* WHAT IS EXPECTED *
Reproduce the listing below in full and without alteration, apart from its pictures.

* DATA SHOWN *
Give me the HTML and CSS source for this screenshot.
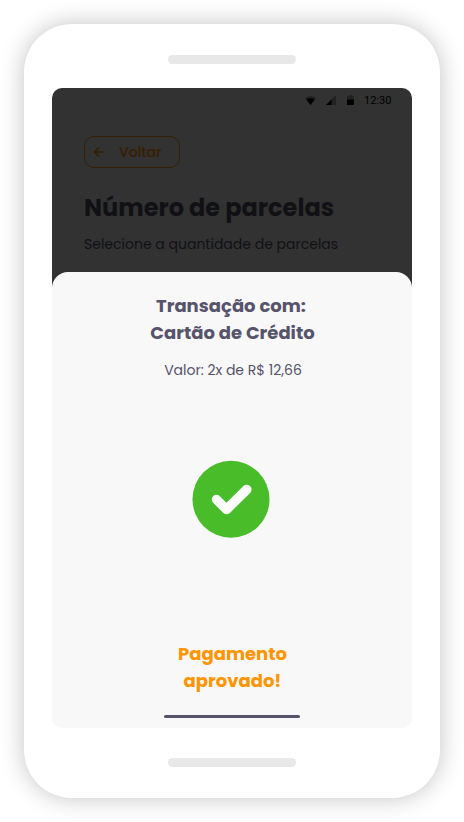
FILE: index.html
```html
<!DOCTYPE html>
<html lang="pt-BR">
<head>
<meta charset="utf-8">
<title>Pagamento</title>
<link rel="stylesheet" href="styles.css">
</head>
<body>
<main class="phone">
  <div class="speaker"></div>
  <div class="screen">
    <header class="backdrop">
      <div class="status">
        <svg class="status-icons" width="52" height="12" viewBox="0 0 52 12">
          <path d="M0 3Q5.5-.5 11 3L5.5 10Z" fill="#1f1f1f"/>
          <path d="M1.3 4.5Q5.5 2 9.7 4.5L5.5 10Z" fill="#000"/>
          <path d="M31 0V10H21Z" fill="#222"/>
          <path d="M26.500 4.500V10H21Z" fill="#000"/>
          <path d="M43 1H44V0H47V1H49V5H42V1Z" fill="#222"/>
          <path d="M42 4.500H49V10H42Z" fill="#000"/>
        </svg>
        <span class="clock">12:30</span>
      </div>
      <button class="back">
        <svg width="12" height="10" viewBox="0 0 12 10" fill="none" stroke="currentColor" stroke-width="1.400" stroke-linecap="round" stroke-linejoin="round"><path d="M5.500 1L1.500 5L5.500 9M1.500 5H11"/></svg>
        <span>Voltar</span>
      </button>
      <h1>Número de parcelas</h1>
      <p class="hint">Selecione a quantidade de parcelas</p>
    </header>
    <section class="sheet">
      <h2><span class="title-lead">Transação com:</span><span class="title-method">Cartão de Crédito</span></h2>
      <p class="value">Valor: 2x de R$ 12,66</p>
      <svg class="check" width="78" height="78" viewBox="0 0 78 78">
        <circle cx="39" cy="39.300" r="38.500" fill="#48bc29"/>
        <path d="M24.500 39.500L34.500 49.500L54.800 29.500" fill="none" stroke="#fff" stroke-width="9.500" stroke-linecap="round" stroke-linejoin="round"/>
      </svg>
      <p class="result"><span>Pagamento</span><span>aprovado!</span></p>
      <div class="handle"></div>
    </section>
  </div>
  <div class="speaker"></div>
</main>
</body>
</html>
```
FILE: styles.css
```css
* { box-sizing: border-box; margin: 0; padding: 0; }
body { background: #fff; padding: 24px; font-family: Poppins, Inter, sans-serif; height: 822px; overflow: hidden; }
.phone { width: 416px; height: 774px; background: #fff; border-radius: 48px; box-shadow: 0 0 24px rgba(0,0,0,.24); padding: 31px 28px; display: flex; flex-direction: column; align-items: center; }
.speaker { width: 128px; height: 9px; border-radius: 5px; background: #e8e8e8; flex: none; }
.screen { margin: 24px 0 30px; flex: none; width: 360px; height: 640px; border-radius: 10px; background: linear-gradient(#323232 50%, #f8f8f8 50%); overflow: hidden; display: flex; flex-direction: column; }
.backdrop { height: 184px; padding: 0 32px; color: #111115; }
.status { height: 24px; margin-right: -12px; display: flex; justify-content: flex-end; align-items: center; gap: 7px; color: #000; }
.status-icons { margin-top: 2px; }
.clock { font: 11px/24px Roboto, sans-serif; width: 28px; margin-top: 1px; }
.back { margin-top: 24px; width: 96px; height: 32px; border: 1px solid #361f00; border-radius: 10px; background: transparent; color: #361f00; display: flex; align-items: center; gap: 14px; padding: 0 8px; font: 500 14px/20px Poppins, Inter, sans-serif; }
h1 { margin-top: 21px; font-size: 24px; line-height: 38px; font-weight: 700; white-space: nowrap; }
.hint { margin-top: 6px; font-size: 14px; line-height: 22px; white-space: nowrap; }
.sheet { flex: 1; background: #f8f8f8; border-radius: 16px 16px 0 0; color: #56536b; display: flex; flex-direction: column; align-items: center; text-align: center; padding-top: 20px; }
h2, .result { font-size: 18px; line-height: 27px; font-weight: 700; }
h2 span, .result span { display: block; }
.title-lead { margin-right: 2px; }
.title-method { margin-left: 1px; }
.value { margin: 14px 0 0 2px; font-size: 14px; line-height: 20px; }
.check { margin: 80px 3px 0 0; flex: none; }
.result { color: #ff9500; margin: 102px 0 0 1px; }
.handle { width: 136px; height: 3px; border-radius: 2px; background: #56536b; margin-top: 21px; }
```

* RESULT FOR THIS EXERCISE *
Give me the HTML and CSS source for this screenshot.
FILE: index.html
```html
<!DOCTYPE html>
<html lang="pt-BR">
<head>
<meta charset="utf-8">
<title>Pagamento</title>
<link rel="stylesheet" href="styles.css">
</head>
<body>
<main class="phone">
  <div class="speaker"></div>
  <div class="screen">
    <header class="backdrop">
      <div class="status">
        <svg class="status-icons" width="52" height="12" viewBox="0 0 52 12">
          <path d="M0 3Q5.5-.5 11 3L5.5 10Z" fill="#1f1f1f"/>
          <path d="M1.3 4.5Q5.5 2 9.7 4.5L5.5 10Z" fill="#000"/>
          <path d="M31 0V10H21Z" fill="#222"/>
          <path d="M26.500 4.500V10H21Z" fill="#000"/>
          <path d="M43 1H44V0H47V1H49V5H42V1Z" fill="#222"/>
          <path d="M42 4.500H49V10H42Z" fill="#000"/>
        </svg>
        <span class="clock">12:30</span>
      </div>
      <button class="back">
        <svg width="12" height="10" viewBox="0 0 12 10" fill="none" stroke="currentColor" stroke-width="1.400" stroke-linecap="round" stroke-linejoin="round"><path d="M5.500 1L1.500 5L5.500 9M1.500 5H11"/></svg>
        <span>Voltar</span>
      </button>
      <h1>Número de parcelas</h1>
      <p class="hint">Selecione a quantidade de parcelas</p>
    </header>
    <section class="sheet">
      <h2><span class="title-lead">Transação com:</span><span class="title-method">Cartão de Crédito</span></h2>
      <p class="value">Valor: 2x de R$ 12,66</p>
      <svg class="check" width="78" height="78" viewBox="0 0 78 78">
        <circle cx="39" cy="39.300" r="38.500" fill="#48bc29"/>
        <path d="M24.500 39.500L34.500 49.500L54.800 29.500" fill="none" stroke="#fff" stroke-width="9.500" stroke-linecap="round" stroke-linejoin="round"/>
      </svg>
      <p class="result"><span>Pagamento</span><span>aprovado!</span></p>
      <div class="handle"></div>
    </section>
  </div>
  <div class="speaker"></div>
</main>
</body>
</html>
```
FILE: styles.css
```css
* { box-sizing: border-box; margin: 0; padding: 0; }
body { background: #fff; padding: 24px; font-family: Poppins, Inter, sans-serif; height: 822px; overflow: hidden; }
.phone { width: 416px; height: 774px; background: #fff; border-radius: 48px; box-shadow: 0 0 24px rgba(0,0,0,.24); padding: 31px 28px; display: flex; flex-direction: column; align-items: center; }
.speaker { width: 128px; height: 9px; border-radius: 5px; background: #e8e8e8; flex: none; }
.screen { margin: 24px 0 30px; flex: none; width: 360px; height: 640px; border-radius: 10px; background: linear-gradient(#323232 50%, #f8f8f8 50%); overflow: hidden; display: flex; flex-direction: column; }
.backdrop { height: 184px; padding: 0 32px; color: #111115; }
.status { height: 24px; margin-right: -12px; display: flex; justify-content: flex-end; align-items: center; gap: 7px; color: #000; }
.status-icons { margin-top: 2px; }
.clock { font: 11px/24px Roboto, sans-serif; width: 28px; margin-top: 1px; }
.back { margin-top: 24px; width: 96px; height: 32px; border: 1px solid #361f00; border-radius: 10px; background: transparent; color: #361f00; display: flex; align-items: center; gap: 14px; padding: 0 8px; font: 500 14px/20px Poppins, Inter, sans-serif; }
h1 { margin-top: 21px; font-size: 24px; line-height: 38px; font-weight: 700; white-space: nowrap; }
.hint { margin-top: 6px; font-size: 14px; line-height: 22px; white-space: nowrap; }
.sheet { flex: 1; background: #f8f8f8; border-radius: 16px 16px 0 0; color: #56536b; display: flex; flex-direction: column; align-items: center; text-align: center; padding-top: 20px; }
h2, .result { font-size: 18px; line-height: 27px; font-weight: 700; }
h2 span, .result span { display: block; }
.title-lead { margin-right: 2px; }
.title-method { margin-left: 1px; }
.value { margin: 14px 0 0 2px; font-size: 14px; line-height: 20px; }
.check { margin: 80px 3px 0 0; flex: none; }
.result { color: #ff9500; margin: 102px 0 0 1px; }
.handle { width: 136px; height: 3px; border-radius: 2px; background: #56536b; margin-top: 21px; }
```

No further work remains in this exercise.